Conversely, "shiny technology" is new, and has much less material available. As a result, LLMs won't be as familiar with it. This applies to many domains, but one specific example for me personally is in the context of LaTeX.

LaTeX certainly fits the "boring technology" bill. It's decades old, and has been the mainstay of academic writing since the 1980s. When I used it for the first time in 2002 (for a project report in my university AI class), it was already very old. But people keep working on it and fixing issues; it's easy to install and its wealth of capabilities and community size are staggering. Moreover, people keep working with it, producing more and more content and examples the LLMs can ingest and learn from.

I keep hearing about the advantages of new and shiny systems like Typst. However, with the help of LLMs, almost none of the advantages seem meaningful to me.

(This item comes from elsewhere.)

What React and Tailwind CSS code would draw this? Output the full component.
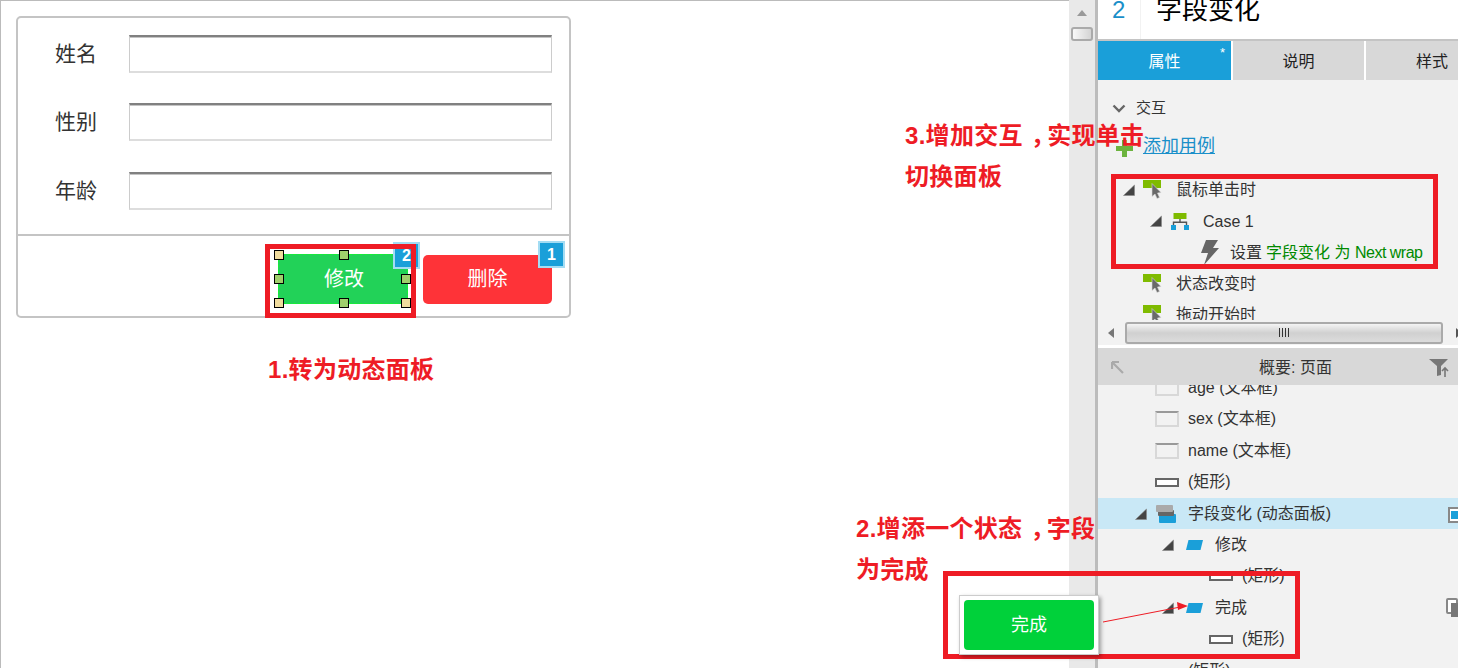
const font = { fontFamily: '"Liberation Sans","Noto Sans CJK SC",sans-serif' };

function Tri({ className = "" }) {
  return (
    <svg width="12" height="12" viewBox="0 0 12 12" className={"shrink-0 " + className}>
      <path d="M11.5 1 L11.5 11.5 L0.5 11.5 Z" fill="#444" stroke="#888" strokeWidth="0.6" />
    </svg>
  );
}
function EventIcon({ className = "" }) {
  return (
    <svg width="19" height="19" viewBox="0 0 19 19" className={"shrink-0 " + className}>
      <rect x="0" y="0" width="18" height="8" fill="#7fbb00" />
      <path d="M9 3.5L18 12.5L14.5 13L16.5 17.5L14 18.5L12 14L9 16.5Z" fill="#6a6a6a" stroke="#d8d8d8" strokeWidth="0.6" />
    </svg>
  );
}
function CaseIcon({ className = "" }) {
  return (
    <svg width="18" height="17" viewBox="0 0 18 17" className={"shrink-0 " + className}>
      <rect x="2.5" y="0" width="13" height="6" fill="#7fbb00" />
      <path d="M9 6V9M2.5 12V9.2H15.5V12" fill="none" stroke="#555" strokeWidth="1.4" />
      <rect x="0" y="12" width="5" height="5" fill="#1a9fd9" />
      <rect x="13" y="12" width="5" height="5" fill="#1a9fd9" />
    </svg>
  );
}
function Bolt({ className = "" }) {
  return (
    <svg width="20" height="25" viewBox="0 0 20 25" className={"shrink-0 " + className}>
      <path d="M6 0H18L13 8H19L4 25L8 13H1Z" fill="#666" />
    </svg>
  );
}
function TextBoxIcon({ faint }) {
  return (
    <div className={"w-[24px] h-[16px] shrink-0 border-2 bg-[#f2f2f2] " + (faint ? "border-[#d8d8d8]" : "border-[#d8d8d8] border-t-[#999]")} />
  );
}
function RectIcon() {
  return <div className="w-[24px] h-[9px] shrink-0 border-2 border-[#666] bg-white" />;
}
function StateIcon() {
  return (
    <svg width="17" height="10" viewBox="0 0 17 10" className="shrink-0">
      <path d="M2.5 0H17L14.5 10H0Z" fill="#1a9fd9" />
    </svg>
  );
}
function PanelIcon() {
  return (
    <svg width="20" height="18" viewBox="0 0 20 18" className="shrink-0">
      <rect x="3" y="9" width="17" height="9" rx="1" fill="#1a9fd9" />
      <rect x="2" y="5" width="16" height="6" rx="1" fill="#666" />
      <rect x="0" y="0" width="17" height="7" rx="1" fill="#aaa" />
    </svg>
  );
}

function Field({ label, className = "" }) {
  return (
    <div className={"flex items-center " + className}>
      <span className="w-[82px] pl-[8px] text-[21px] leading-[26px] text-[#333]">{label}</span>
      <div className="w-[423px] h-[38px] bg-white border border-[#ccc] border-b-2 border-b-[#ddd] border-t-2 border-t-[#808080] shadow-[inset_0_1px_0_#c4c4c4]" />
    </div>
  );
}

function Handle({ className }) {
  return <div className={"absolute w-[10px] h-[10px] border-[1.5px] border-black bg-[#a0cf6c] " + className} />;
}

function Badge({ n, className }) {
  return (
    <div className={"absolute w-[27px] h-[27px] bg-[#1a9fd9] border-2 border-[#a3dcf3] text-white font-bold text-[16px] leading-[23px] text-center " + className}>{n}</div>
  );
}

function Form() {
  return (
    <div className="w-[555px] h-[302px] rounded-[5px] border-2 border-[#c4c4c4] bg-white flex flex-col">
      <div className="h-[218px] border-b-2 border-[#c4c4c4] pl-[29px] pt-[17px]">
        <Field label="姓名" />
        <Field label="性别" className="mt-[30px]" />
        <Field label="年龄" className="mt-[31px]" />
      </div>
      <div className="flex-1 flex justify-end items-start pt-[18px] pr-[17px] gap-[15px]">
        <div className="relative w-[130px] h-[50px] bg-[#22d258] border border-dashed border-[#14f52e] text-white text-[20px] leading-[48px] text-center">
          <span className="ml-[2px]">修改</span>
          <Handle className="-left-[5px] -top-[5px] bg-[#f0dc9e]" />
          <Handle className="left-[60px] -top-[5px]" />
          <Handle className="-right-[4px] -top-[5px]" />
          <Handle className="-left-[5px] top-[19px]" />
          <Handle className="-right-[4px] top-[19px]" />
          <Handle className="-left-[5px] -bottom-[5px] bg-[#f0dc9e]" />
          <Handle className="left-[60px] -bottom-[5px]" />
          <Handle className="-right-[4px] -bottom-[5px] bg-[#f0dc9e]" />
          <Badge n="2" className="-top-[13px] -right-[13px]" />
        </div>
        <div className="relative w-[129px] h-[49px] mt-[1px] bg-[#fe3338] rounded-[5px] text-white text-[20px] leading-[49px] text-center">
          删除
          <Badge n="1" className="-top-[14px] -right-[13px]" />
        </div>
      </div>
    </div>
  );
}

function Tab({ active, w, children }) {
  return (
    <div className={"h-full relative shrink-0 text-[16px] pt-[2px] flex items-center justify-center " + w + " " + (active ? "bg-[#1a9fd9] text-white" : "bg-[#d8d8d8] text-[#222]")}>
      {children}
    </div>
  );
}

function EvRow({ pl, children, h = "h-[31px]" }) {
  return <div className={"flex items-center text-[16px] text-[#333] whitespace-nowrap " + h} style={{ paddingLeft: pl }}>{children}</div>;
}

function TreeRow({ pl, children, active }) {
  return (
    <div className={"h-[31.4px] shrink-0 flex items-center relative text-[16px] text-[#333] whitespace-nowrap " + (active ? "bg-[#c9e8f6]" : "")} style={{ paddingLeft: pl }}>
      {children}
    </div>
  );
}

function RedBox({ className }) {
  return <div className={"absolute border-[5px] border-[#ee1c25] pointer-events-none " + className} />;
}

function Note({ className, children }) {
  return <div className={"absolute text-[24px] font-bold leading-[32px] tracking-[0.3px] text-[#ee1c25] whitespace-nowrap " + className}>{children}</div>;
}

export default function App() {
  return (
    <div className="relative w-[1458px] h-[668px] overflow-hidden flex bg-white" style={font}>
      {/* canvas */}
      <div className="w-[1069px] h-full shrink-0 border-t border-l border-[#bbb] pl-[15px] pt-[15px]">
        <Form />
      </div>

      {/* vertical scrollbar */}
      <div className="w-[26px] h-full shrink-0 bg-[#e9e9e9] flex flex-col items-center pt-[10px]">
        <svg width="10" height="6" viewBox="0 0 10 6"><path d="M5 0L10 6H0Z" fill="#999" /></svg>
        <div className="mt-[11px] w-[22px] h-[14px] rounded-[3px] border-2 border-[#aaa] bg-gradient-to-r from-[#f8f8f8] to-[#d4d4d4]" />
      </div>
      <div className="w-[3px] h-full shrink-0 bg-[#bcbcbc]" />

      {/* right panel */}
      <div className="flex-1 min-w-0 h-full flex flex-col bg-[#f2f2f2] overflow-hidden">
        <div className="h-[39px] shrink-0 bg-white flex overflow-hidden">
          <div className="w-[43px] h-full border-r border-[#f2f2f2] pl-[14px] text-[24px] leading-[20px] text-[#1a8fc9]">2</div>
          <div className="pl-[15px] text-[26px] leading-[20px] text-black">字段变化</div>
        </div>
        <div className="h-[2px] shrink-0 bg-[#c4c4c4]" />
        <div className="h-[39px] shrink-0 flex gap-[2px] bg-white">
          <Tab active w="w-[133px]">
            属性
            <span className="absolute right-[6px] top-[4px] text-[13px] leading-[16px]">*</span>
          </Tab>
          <Tab w="w-[131px]">说明</Tab>
          <Tab w="w-[132px]">样式</Tab>
        </div>

        <div className="h-[240px] shrink-0 overflow-hidden">
          <div className="h-[56px] flex items-center pl-[14px] text-[15px] text-[#333]">
            <svg width="14" height="9" viewBox="0 0 14 9" className="mr-[10px]"><path d="M1.5 1.5L7 7L12.5 1.5" fill="none" stroke="#666" strokeWidth="2.4" /></svg>
            交互
          </div>
          <div className="h-[20px] flex items-center pl-[18px]">
            <svg width="17" height="17" viewBox="0 0 17 17" className="mr-[10px] mt-[4px]"><path d="M6 0H11V6H17V11H11V17H6V11H0V6H6Z" fill="#6cb33e" /></svg>
            <span className="-mt-[1px] text-[18px] leading-[22px] text-[#1a8fc9] underline">添加用例</span>
          </div>
          <div className="h-[18px]" />
          <EvRow pl={25}><Tri /><EventIcon className="ml-[8px] mr-[14px]" />鼠标单击时</EvRow>
          <EvRow pl={52} h="h-[32px]"><Tri /><CaseIcon className="ml-[9px] mr-[15px]" /><span className="mt-[1px] -ml-[1px]">Case 1</span></EvRow>
          <EvRow pl={102}><Bolt className="mr-[10px]" />设置 <span className="text-[#008a00] ml-[4px]">字段变化 为 <span className="tracking-[-0.5px]">Next wrap</span></span></EvRow>
          <EvRow pl={45}><EventIcon className="mr-[14px]" />状态改变时</EvRow>
          <EvRow pl={45}><EventIcon className="mr-[14px]" />拖动开始时</EvRow>
        </div>

        {/* horizontal scrollbar */}
        <div className="h-[25px] shrink-0 flex items-center pl-[10px] gap-[11px] overflow-hidden bg-[#f2f2f2]">
          <svg width="6" height="10" viewBox="0 0 6 10" className="shrink-0"><path d="M0 5L6 0V10Z" fill="#777" /></svg>
          <div className="w-[318px] h-[22px] shrink-0 rounded-[3px] border-2 border-[#aaa] bg-gradient-to-b from-[#f4f4f4] via-[#d0d0d0] to-[#dcdcdc] flex items-center justify-center gap-[2px]">
            <div className="w-[1px] h-[9px] bg-[#333]" /><div className="w-[1px] h-[9px] bg-[#333]" /><div className="w-[1px] h-[9px] bg-[#333]" /><div className="w-[1px] h-[9px] bg-[#333]" />
          </div>
          <svg width="6" height="10" viewBox="0 0 6 10" className="shrink-0 ml-[2px]"><path d="M6 5L0 0V10Z" fill="#555" /></svg>
        </div>
        <div className="h-[3px] shrink-0 bg-white" />

        {/* outline header */}
        <div className="h-[37px] shrink-0 bg-[#d8d8d8] flex items-center justify-between px-[13px] pt-[2px] relative z-10 text-[16px] text-[#333]">
          <svg width="13" height="13" viewBox="0 0 13 13"><path d="M1 1H8M1 1V8M1.5 1.5L12 12" fill="none" stroke="#aaa" strokeWidth="2.2" /></svg>
          <span className="ml-[38px]">概要: 页面</span>
          <svg width="22" height="18" viewBox="0 0 22 18" className="-mr-[6px]">
            <path d="M0 0H19L12 7V16L8 17V7Z" fill="#777" />
            <path d="M16 18V9M13 12L16 9L19 12" fill="none" stroke="#777" strokeWidth="1.6" />
          </svg>
        </div>

        {/* outline tree */}
        <div className="flex-1 min-h-0 overflow-hidden">
          <div className="-mt-[12.6px] flex flex-col">
            <TreeRow pl={57}><TextBoxIcon faint /><span className="ml-[9px]">age (文本框)</span></TreeRow>
            <TreeRow pl={57}><TextBoxIcon /><span className="ml-[9px]">sex (文本框)</span></TreeRow>
            <TreeRow pl={57}><TextBoxIcon /><span className="ml-[9px]">name (文本框)</span></TreeRow>
            <TreeRow pl={57}><RectIcon /><span className="ml-[9px]">(矩形)</span></TreeRow>
            <TreeRow pl={37} active>
              <Tri /><span className="ml-[9px]"><PanelIcon /></span><span className="ml-[12px]">字段变化 (动态面板)</span>
              <div className="absolute right-0 top-[9px] w-[10px] h-[16px] border-2 border-r-0 border-[#888] bg-white flex items-center pl-[1px]"><div className="w-[7px] h-[8px] bg-[#1a9fd9]" /></div>
            </TreeRow>
            <TreeRow pl={64}><Tri /><span className="w-[12px]" /><StateIcon /><span className="ml-[12px]">修改</span></TreeRow>
            <TreeRow pl={111}><RectIcon /><span className="ml-[9px]">(矩形)</span></TreeRow>
            <TreeRow pl={64}>
              <Tri /><span className="w-[12px]" /><StateIcon /><span className="ml-[12px]">完成</span>
              <div className="absolute right-0 top-[6px] w-[12px] h-[16px] rounded-[2px] border-2 border-[#888] bg-white"><div className="ml-[3px] mt-[3px] w-[9px] h-[14px] bg-[#777]" /></div>
            </TreeRow>
            <TreeRow pl={111}><RectIcon /><span className="ml-[9px]">(矩形)</span></TreeRow>
            <TreeRow pl={57}><Tri className="mt-[8px]" /><span className="ml-[21px]">(矩形)</span></TreeRow>
          </div>
        </div>
      </div>

      {/* annotations */}
      <RedBox className="left-[265px] top-[244px] w-[151px] h-[74px]" />
      <RedBox className="left-[1111px] top-[174px] w-[327px] h-[95px]" />
      <RedBox className="left-[943px] top-[571px] w-[357px] h-[88px]" />

      <Note className="left-[268px] top-[354px]">1.转为动态面板</Note>
      <Note className="left-[905px] top-[120px]">3.增加交互<span className="relative left-[8px]">，</span>实现单击</Note>
      <Note className="left-[905px] top-[161px]">切换面板</Note>
      <Note className="left-[856px] top-[513px]">2.增添一个状态<span className="relative left-[8px]">，</span>字段</Note>
      <Note className="left-[856px] top-[554px]">为完成</Note>

      <div className="absolute left-[959px] top-[595px] w-[140px] h-[60px] bg-white border border-[#ccc] shadow-[2px_2px_4px_rgba(0,0,0,0.35)] p-[4px]">
        <div className="w-full h-full rounded-[4px] bg-[#00d13a] text-white text-[18px] leading-[50px] text-center">完成</div>
      </div>
      <svg width="100" height="30" viewBox="0 0 100 30" className="absolute left-[1098px] top-[600px]">
        <path d="M5 22L85 6.5" fill="none" stroke="#ee1c25" strokeWidth="1" />
        <path d="M90 6L79 2L80 10Z" fill="#ee1c25" />
      </svg>
    </div>
  );
}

LLMs are great at LaTeX and help a lot with learning or remembering the syntax, finding the right packages, deciphering errors and even generating tedious parts like tables and charts, significantly reducing the need for scripting [1].

You can use LLMs either as standalone or fully integrated into your LaTeX environment; Overleaf has a built-in AI helper, and for local editing you can use VSCode plugins or other tools. I'm personally content with TeXstudio and use LLMs as standalone help, but YMMV.

There are many examples where boring technology and LLMs go well together. The main criticism of boring technology is typically that it's "too big, full of cruft, difficult to understand". LLMs really help cutting through the learning curve though, and all that "cruft" is very likely to become useful some time in the future when you graduate from the basic use cases.

To be clear: Typst looks really cool, and kudos to the team behind it! All I'm saying in this post is that for me - personaly - the choice for now is to stick with LaTeX as a "boring technology".

Appendix: some examples of LLMs being helpful with LaTeX

For finding the right math symbols, I rarely need to scan reference materials any longer. LLMs will easily answer questions like "what's that squiggly Greek letter used in math, and its latex symbol?" or "write the latex for Green's theorem, integral form". For the trickiest / largest equations, LLMs are very good at "here's a picture I took of my equation, give me its latex code" these days [2].
"Here's a piece of code and the LaTeX error I'm getting on it; what's wrong?"

This is made more ergonomic by editor integrations, but I personally find that LaTeX's error message problem is hugely overblown. 95% of the errors are reasonably clear, and serious sleuthing is only rarely required in practice. In that minority of cases, pasting some code and the error into a standalone LLM isn't a serious time drain.
Generating TikZ diagrams and plots. For this, the hardest part is getting started and finding the right element names, and so on. It's very useful to just ask an LLM to emit something initial and then tweak it manually later, as needed. You can also ask the LLM to explain each thing it emits in detail - this is a great learning tool for deeper understanding.

Recently I had luck going "meta" with this: when the diagram has repetitive elements, I may ask the LLM to "write a Python program that generates a TikZ diagram ...", and it works well.
Generating and populating tables, and converting them from other data formats or screenshots.
Help with formatting and typesetting (how do I change margins to XXX and spacing to YYY).

[1]

When it comes to scripting, I generally prefer sticking to real programming languages anyway. If there's anything non-trivial to auto-generate I wouldn't use a LaTeX macro, but would write a Python program to generate whatever I need and embed it into the document with something like \input{}.

Typst's scripting system may be marketed as "clean and powerful", but why learn yet another scripting language?

[2]

Ignoring LaTeX's equation notation and doing their own thing is one of the biggest mistakes Typst makes, in my opinion. LaTeX's notation may not be perfect, but it's near universal at this point with support in almost all math-aware tools.

Typst's math mode is a clear sign of the second system effect, and isn't even stable.